Timing of my work as a Pathways Guide was ‘off kilter’ by about three months – the real work of supporting clubs in my districts became more effective at the beginning of 2018 when the impact of Pathways roll out was being felt. The early club visits prior to roll out were NOT effective in building teams, the later virtual support sessions were.

Growth of trust with this new group was the first important lesson learned for my new leadership style. AND Building trust among the Pathways champions within the clubs was an integral strategy towards their empowerment.

  1. Building teams requires strategic networking!

Six months ago, I was immersed in building a new team of Pathways Guides who were to support the 150 clubs in District U. Little did I know then just how important this team was to be AND how important the networking was to be. The first step was to build a steering committee and to include direct liaison with WHQ. George Marshall and I each recommended another member and then we were four. Each of the four recommended candidates for the larger team and then we were 32. The process of identifying, inviting, short listing and selecting online Pathways Guides was a collaborative effort using online collaborative tools like Google docs and sheets to share our project plans.

Building a network of communication strategies with this new team was an integral strategy toward their empowerment. Each of the four was to lead groups of eight and to collaborate with the teams to ensure that all 32 were informed, empowered, and valued.

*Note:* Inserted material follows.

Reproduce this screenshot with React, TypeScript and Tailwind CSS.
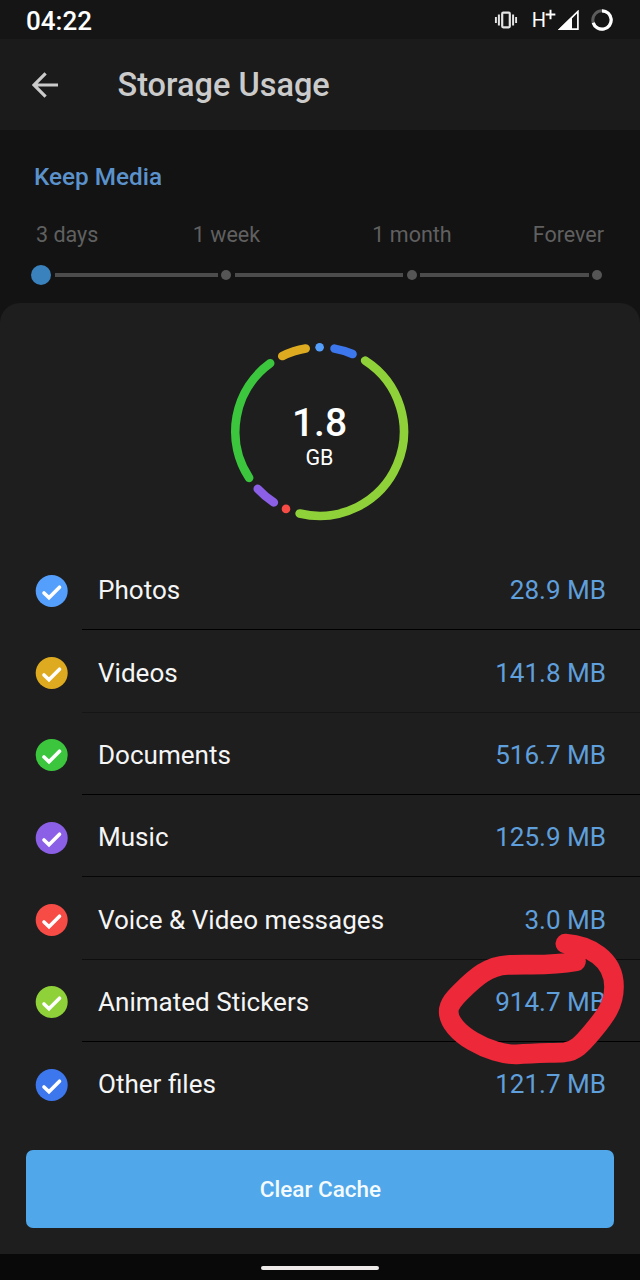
import React from 'react';
import clsx from 'clsx';

type Category = {
	name: string;
	size: string;
	color: string;
	// arc on the chart, degrees clockwise from the top
	from: number;
	to: number;
	divider?: string;
};

const categories: Category[] = [
	{ name: 'Photos', size: '28.9 MB', color: '#559ffc', from: 0, to: 0 },
	{
		name: 'Videos',
		size: '141.8 MB',
		color: '#deab20',
		from: 333.7,
		to: 350.5,
		divider: 'border-black',
	},
	{
		name: 'Documents',
		size: '516.7 MB',
		color: '#3bc63e',
		from: 236.7,
		to: 324.1,
		divider: 'border-[#151515]',
	},
	{
		name: 'Music',
		size: '125.9 MB',
		color: '#8b5fe6',
		from: 212.9,
		to: 227.2,
		divider: 'border-black',
	},
	{
		name: 'Voice & Video messages',
		size: '3.0 MB',
		color: '#f74b45',
		from: 203.5,
		to: 203.5,
		divider: 'border-[#060606]',
	},
	{
		name: 'Animated Stickers',
		size: '914.7 MB',
		color: '#8fd139',
		from: 32.7,
		to: 193.7,
		divider: 'border-[#0e0e0e]',
	},
	{
		name: 'Other files',
		size: '121.7 MB',
		color: '#3d77ee',
		from: 10.2,
		to: 23,
		divider: 'border-black',
	},
];

const CENTER_X = 89.6;
const CENTER_Y = 89.6;
const RADIUS = 84.3;

const point = (deg: number) => {
	const rad = (deg * Math.PI) / 180;
	return `${(CENTER_X + RADIUS * Math.sin(rad)).toFixed(2)} ${(CENTER_Y - RADIUS * Math.cos(rad)).toFixed(2)}`;
};

const arc = (from: number, to: number) => {
	if (from === to) return `M${point(from)}h0.01`;
	return `M${point(from)}A${RADIUS} ${RADIUS} 0 ${to - from > 180 ? 1 : 0} 1 ${point(to)}`;
};

const StatusBar = () => (
	<div className="flex h-[39px] shrink-0 items-center justify-between bg-[#151515] pr-[27px] pl-[26px] text-white">
		<span className="pt-[3px] text-[26px] leading-8 font-medium">04:22</span>
		<div className="flex items-center">
			<svg className="h-6 w-6" viewBox="0 0 24 24" fill="none" stroke="#e4e4e4">
				<rect x="8.2" y="4.7" width="7.6" height="14.6" rx="1" strokeWidth="2.2" />
				<path d="M4.9 6.5v11M19.1 6.5v11" strokeWidth="2" />
				<path d="M1.9 9v6M22.1 9v6" strokeWidth="1.9" />
			</svg>
			<div className="ml-[14px] flex items-start">
				<span className="text-[20px] leading-6">H</span>
				<svg
					className="mt-px -ml-px h-[11px] w-[11px]"
					viewBox="0 0 10 10"
					stroke="white"
					strokeWidth="1.8"
				>
					<path d="M5 .6v8.8M.6 5h8.8" />
				</svg>
			</div>
			<svg className="ml-[2px] h-5 w-[21px]" viewBox="0 0 21 20" fill="none">
				<path d="M0 20L14 6.5V20z" fill="white" />
				<path d="M2 19.1H19.9V1.5z" stroke="white" strokeWidth="1.7" />
			</svg>
			<svg className="ml-[12px] h-[22px] w-[22px]" viewBox="0 0 22 22" fill="none">
				<circle cx="11" cy="11" r="9.2" stroke="#5c5c5c" strokeWidth="3" />
				<path d="M11 1.8a9.2 9.2 0 1 1-8.8 11.9" stroke="white" strokeWidth="3.2" />
			</svg>
		</div>
	</div>
);

const Header = () => (
	<header className="flex h-[91px] shrink-0 items-center bg-[#1b1b1b] pl-8 text-[#cbcbcb]">
		<svg
			className="h-[26px] w-[26px]"
			viewBox="0 0 26 26"
			fill="none"
			stroke="currentColor"
			strokeWidth="3.2"
		>
			<path d="M26 13H2.5M13.6 1.3L1.9 13l11.7 11.7" />
		</svg>
		<h1 className="ml-[59.5px] text-[32.5px] leading-10 font-medium">Storage Usage</h1>
	</header>
);

const Stop = () => (
	<div className="mx-[3.5px] size-[10px] shrink-0 rounded-full bg-[#555]" />
);

const KeepMedia = () => (
	<section className="h-[173px] shrink-0">
		<h2 className="pt-[31px] pl-[34px] text-[24.3px] leading-8 font-medium text-[#5b92cb]">
			Keep Media
		</h2>
		<div className="mt-7 flex px-9 text-[21.5px] leading-7 text-[#606060]">
			<span className="w-[98px]">3 days</span>
			<span className="w-[185px] text-center">1 week</span>
			<span className="w-[186px] text-center">1 month</span>
			<span className="flex-1 text-right">Forever</span>
		</div>
		<div className="mt-4 flex h-5 items-center pl-[31px]">
			<div className="mr-1 size-5 shrink-0 rounded-full bg-[#3a82be]" />
			<div className="h-1 w-[162.5px] bg-[#4c4c4c]" />
			<Stop />
			<div className="h-1 w-[168.5px] bg-[#4c4c4c]" />
			<Stop />
			<div className="h-1 w-[168.5px] bg-[#4c4c4c]" />
			<Stop />
		</div>
	</section>
);

const UsageChart = () => (
	<div className="grid h-[180px] w-[180px] place-items-center self-center">
		<svg
			className="col-start-1 row-start-1 size-[180px]"
			viewBox="0 0 180 180"
			fill="none"
			strokeWidth="8.6"
			strokeLinecap="round"
		>
			{categories.map((c) => (
				<path key={c.name} d={arc(c.from, c.to)} stroke={c.color} />
			))}
		</svg>
		<div className="col-start-1 row-start-1 flex flex-col items-center pt-[12px] pr-[1px] text-white">
			<span className="text-[39px] leading-10 font-medium">1.8</span>
			<span className="pt-px text-[21.5px] leading-7">GB</span>
		</div>
	</div>
);

const Row = ({ category }: { category: Category }) => (
	<li className="flex h-[82.333px] pl-[35.5px]">
		<svg className="mt-[27.8px] size-8 shrink-0 overflow-visible" viewBox="0 0 32 32" fill="none">
			<circle cx="15.7" cy="16" r="16" fill={category.color} />
			<path
				d="M8 18l5 4.8L23.5 12.2"
				stroke="white"
				strokeWidth="3.6"
				strokeLinecap="round"
			/>
		</svg>
		<div
			className={clsx(
				'ml-[14.5px] flex flex-1 items-center justify-between pt-[4.5px] pr-[34px] pl-4 text-[26.05px]',
				category.divider && ['border-t', category.divider],
			)}
		>
			<span className="text-[#f5f5f5]">{category.name}</span>
			<span className="text-[#5f9fdc]">{category.size}</span>
		</div>
	</li>
);

const Scribble = () => (
	<svg
		className="pointer-events-none absolute top-[920px] left-[420px] h-[190px] w-[220px]"
		viewBox="0 0 660 570"
		fill="none"
		stroke="#ec2839"
		strokeWidth="59"
		strokeLinecap="round"
		strokeLinejoin="round"
	>
		<path d="M436 71C505 76 582 115 582 200C582 255 556 288 518 334C485 374 465 394 434 397C395 399 350 399 290 403C210 405 86 338 86 275C86 252 104 234 122 216C168 170 205 138 262 135C330 131 380 140 468 124" />
	</svg>
);

export default function App() {
	return (
		<div className="relative flex h-[1280px] w-[640px] flex-col overflow-hidden bg-[#131313] font-['Roboto',sans-serif]">
			<StatusBar />
			<Header />
			<KeepMedia />
			<main className="flex flex-1 flex-col rounded-t-[20px] bg-[#1e1e1e] pt-[38.5px]">
				<UsageChart />
				<ul className="mt-[25.5px]">
					{categories.map((c) => (
						<Row key={c.name} category={c} />
					))}
				</ul>
				<button className="mx-[26px] mt-[26.5px] h-[78px] rounded-[7px] bg-[#50a7ea] pt-[2px] pl-[1px] text-[22.5px] font-medium text-[#f4fbff]">
					Clear Cache
				</button>
			</main>
			<div className="flex h-[26px] shrink-0 items-center justify-center bg-[#090909] pt-[2px]">
				<div className="h-1 w-[118px] rounded-full bg-[#eeeaea]" />
			</div>
			<Scribble />
		</div>
	);
}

Social media, regular Guide Support Sessions online and centralized email were employed for consistent communication and support of the teams.

There were some unexpected challenges in this project: lack of contact with clubs, some clubs folding and new ones forming, difficulty in scheduling effective meeting times in different time zones, and life issues for one or two guides. It was the networking that provided the solutions for each of these challenges and strengthened the comradery among the team. Guides stepped up to fill gaps and go the extra mile in the collaborative spirit of an international team with strong ethics.

  1. Building a team requires visionary planning!

Just one month ago I began to form a new team called D73 Team Pathways. My vision for D73 success in integrating Pathways was built on the experiences in the other two projects. This new team is required to support the new executives in the 350 clubs across Victoria, South Australia and Tasmania during the transition period.

Firstly, we will work with the District trio to support the ongoing efforts of Team Pathways – going beyond the Pathways Guides model – embedding pathways integration through support of the Base Camp Managers. This group (mostly new executives elected at changeover in June/July) now needed ongoing support in providing services to all members of all 350 clubs in the district.

Secondly, we will work on providing a framework for building a larger team – ensuring that at least one person in each club was empowered to support club members throughout the transition period. Team pathways will support this larger team with monthly webinars for the BCMs, scheduled as two separate events – giving choices, for weekend or weeknight.

Thirdly, we will work in collaboration with D70 to build a framework for support across Region 12. Keeping the vision clearly in view – our success in integrating Pathways – we can utilise strategies to empower, communicate and collaborate. For example: Region 12 Base Camp Managers discussion forum was initiated.

I have learned that “before you become a leader, success is all about growing yourself. When you are a leader, success is all about growing others.”
Jack Welch

Growing others requires effective timing, strategic networking, and visionary planning.

What is YOUR vision for team success?